Reproduce every line of the listing as written, apart from the pictures.

* Start *

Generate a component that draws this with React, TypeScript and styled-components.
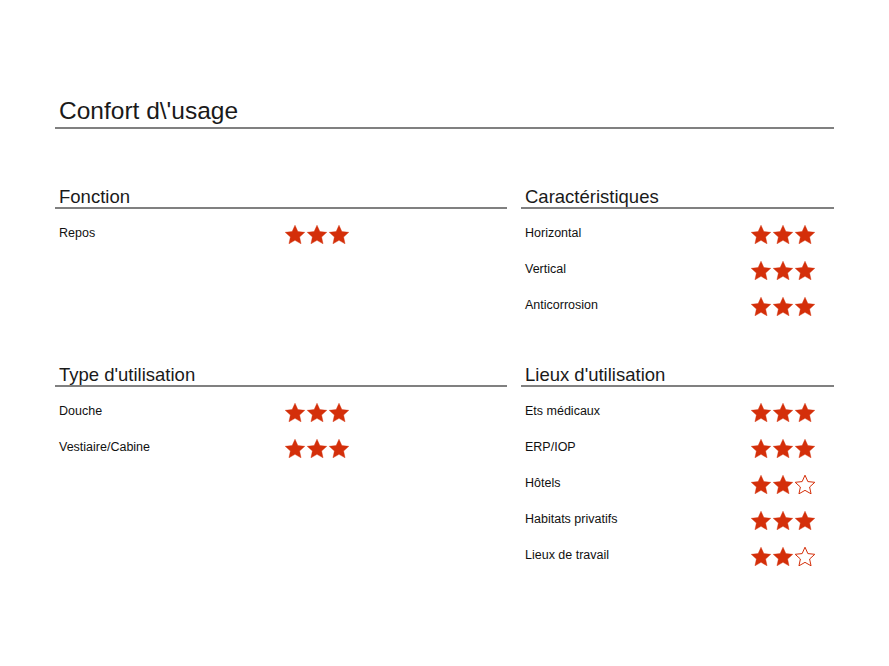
import styled, { createGlobalStyle } from "styled-components";

const GlobalStyle = createGlobalStyle`
  html, body {
    margin: 0;
    padding: 0;
    background: #ffffff;
  }
  body {
    font-family: "Liberation Sans", Arial, sans-serif;
    color: #111111;
  }
`;

const Page = styled.div`
  width: 779px;
  padding: 97px 0 60px 55px;
`;

const Title = styled.h1`
  margin: 0;
  padding: 0 0 2px 4px;
  font-size: 24.5px;
  line-height: 28px;
  font-weight: 400;
  color: #1a1a1a;
  border-bottom: 2px solid #808080;
`;

const Grid = styled.div`
  display: grid;
  grid-template-columns: 452px 313px;
  column-gap: 14px;
  row-gap: 42px;
  margin-top: 58px;
  align-items: start;
`;

const Section = styled.section`
  display: flex;
  flex-direction: column;
`;

const SectionTitle = styled.h2`
  margin: 0 0 6px;
  padding-left: 4px;
  font-size: 18.5px;
  line-height: 20px;
  font-weight: 400;
  color: #1a1a1a;
  border-bottom: 2px solid #808080;
`;

const Row = styled.div`
  display: flex;
  align-items: center;
  height: 36px;
  padding-left: 4px;
`;

const Label = styled.span`
  width: 226px;
  flex-shrink: 0;
  font-size: 12.5px;
  line-height: 15px;
  color: #111111;
`;

const Stars = styled.div`
  display: flex;
  gap: 2px;
  margin-top: 3px;
`;

const STAR_POINTS =
  "10,0.2 12.85,6.58 19.8,7.32 14.6,12 16.05,18.83 10,15.34 3.95,18.83 5.4,12 0.2,7.32 7.15,6.58";

function Star({ filled }: { filled: boolean }) {
  return (
    <svg width="20" height="19" viewBox="0 0 20 19">
      <polygon
        points={STAR_POINTS}
        fill={filled ? "#d42f0a" : "#ffffff"}
        stroke="#d42f0a"
        strokeWidth={filled ? 0.4 : 1}
        strokeLinejoin="miter"
      />
    </svg>
  );
}

function Rating({ value }: { value: number }) {
  return (
    <Stars>
      {[0, 1, 2].map((i) => (
        <Star key={i} filled={i < value} />
      ))}
    </Stars>
  );
}

type Item = [string, number];

const sections: { title: string; items: Item[] }[] = [
  { title: "Fonction", items: [["Repos", 3]] },
  {
    title: "Caractéristiques",
    items: [
      ["Horizontal", 3],
      ["Vertical", 3],
      ["Anticorrosion", 3],
    ],
  },
  {
    title: "Type d'utilisation",
    items: [
      ["Douche", 3],
      ["Vestiaire/Cabine", 3],
    ],
  },
  {
    title: "Lieux d'utilisation",
    items: [
      ["Ets médicaux", 3],
      ["ERP/IOP", 3],
      ["Hôtels", 2],
      ["Habitats privatifs", 3],
      ["Lieux de travail", 2],
    ],
  },
];

export default function App() {
  return (
    <>
      <GlobalStyle />
      <Page>
        <Title>Confort d\'usage</Title>
        <Grid>
          {sections.map((s) => (
            <Section key={s.title}>
              <SectionTitle>{s.title}</SectionTitle>
              {s.items.map(([label, value]) => (
                <Row key={label}>
                  <Label>{label}</Label>
                  <Rating value={value} />
                </Row>
              ))}
            </Section>
          ))}
        </Grid>
      </Page>
    </>
  );
}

* End *

Solution:
Generate a component that draws this with React, TypeScript and styled-components.
import styled, { createGlobalStyle } from "styled-components";

const GlobalStyle = createGlobalStyle`
  html, body {
    margin: 0;
    padding: 0;
    background: #ffffff;
  }
  body {
    font-family: "Liberation Sans", Arial, sans-serif;
    color: #111111;
  }
`;

const Page = styled.div`
  width: 779px;
  padding: 97px 0 60px 55px;
`;

const Title = styled.h1`
  margin: 0;
  padding: 0 0 2px 4px;
  font-size: 24.5px;
  line-height: 28px;
  font-weight: 400;
  color: #1a1a1a;
  border-bottom: 2px solid #808080;
`;

const Grid = styled.div`
  display: grid;
  grid-template-columns: 452px 313px;
  column-gap: 14px;
  row-gap: 42px;
  margin-top: 58px;
  align-items: start;
`;

const Section = styled.section`
  display: flex;
  flex-direction: column;
`;

const SectionTitle = styled.h2`
  margin: 0 0 6px;
  padding-left: 4px;
  font-size: 18.5px;
  line-height: 20px;
  font-weight: 400;
  color: #1a1a1a;
  border-bottom: 2px solid #808080;
`;

const Row = styled.div`
  display: flex;
  align-items: center;
  height: 36px;
  padding-left: 4px;
`;

const Label = styled.span`
  width: 226px;
  flex-shrink: 0;
  font-size: 12.5px;
  line-height: 15px;
  color: #111111;
`;

const Stars = styled.div`
  display: flex;
  gap: 2px;
  margin-top: 3px;
`;

const STAR_POINTS =
  "10,0.2 12.85,6.58 19.8,7.32 14.6,12 16.05,18.83 10,15.34 3.95,18.83 5.4,12 0.2,7.32 7.15,6.58";

function Star({ filled }: { filled: boolean }) {
  return (
    <svg width="20" height="19" viewBox="0 0 20 19">
      <polygon
        points={STAR_POINTS}
        fill={filled ? "#d42f0a" : "#ffffff"}
        stroke="#d42f0a"
        strokeWidth={filled ? 0.4 : 1}
        strokeLinejoin="miter"
      />
    </svg>
  );
}

function Rating({ value }: { value: number }) {
  return (
    <Stars>
      {[0, 1, 2].map((i) => (
        <Star key={i} filled={i < value} />
      ))}
    </Stars>
  );
}

type Item = [string, number];

const sections: { title: string; items: Item[] }[] = [
  { title: "Fonction", items: [["Repos", 3]] },
  {
    title: "Caractéristiques",
    items: [
      ["Horizontal", 3],
      ["Vertical", 3],
      ["Anticorrosion", 3],
    ],
  },
  {
    title: "Type d'utilisation",
    items: [
      ["Douche", 3],
      ["Vestiaire/Cabine", 3],
    ],
  },
  {
    title: "Lieux d'utilisation",
    items: [
      ["Ets médicaux", 3],
      ["ERP/IOP", 3],
      ["Hôtels", 2],
      ["Habitats privatifs", 3],
      ["Lieux de travail", 2],
    ],
  },
];

export default function App() {
  return (
    <>
      <GlobalStyle />
      <Page>
        <Title>Confort d\'usage</Title>
        <Grid>
          {sections.map((s) => (
            <Section key={s.title}>
              <SectionTitle>{s.title}</SectionTitle>
              {s.items.map(([label, value]) => (
                <Row key={label}>
                  <Label>{label}</Label>
                  <Rating value={value} />
                </Row>
              ))}
            </Section>
          ))}
        </Grid>
      </Page>
    </>
  );
}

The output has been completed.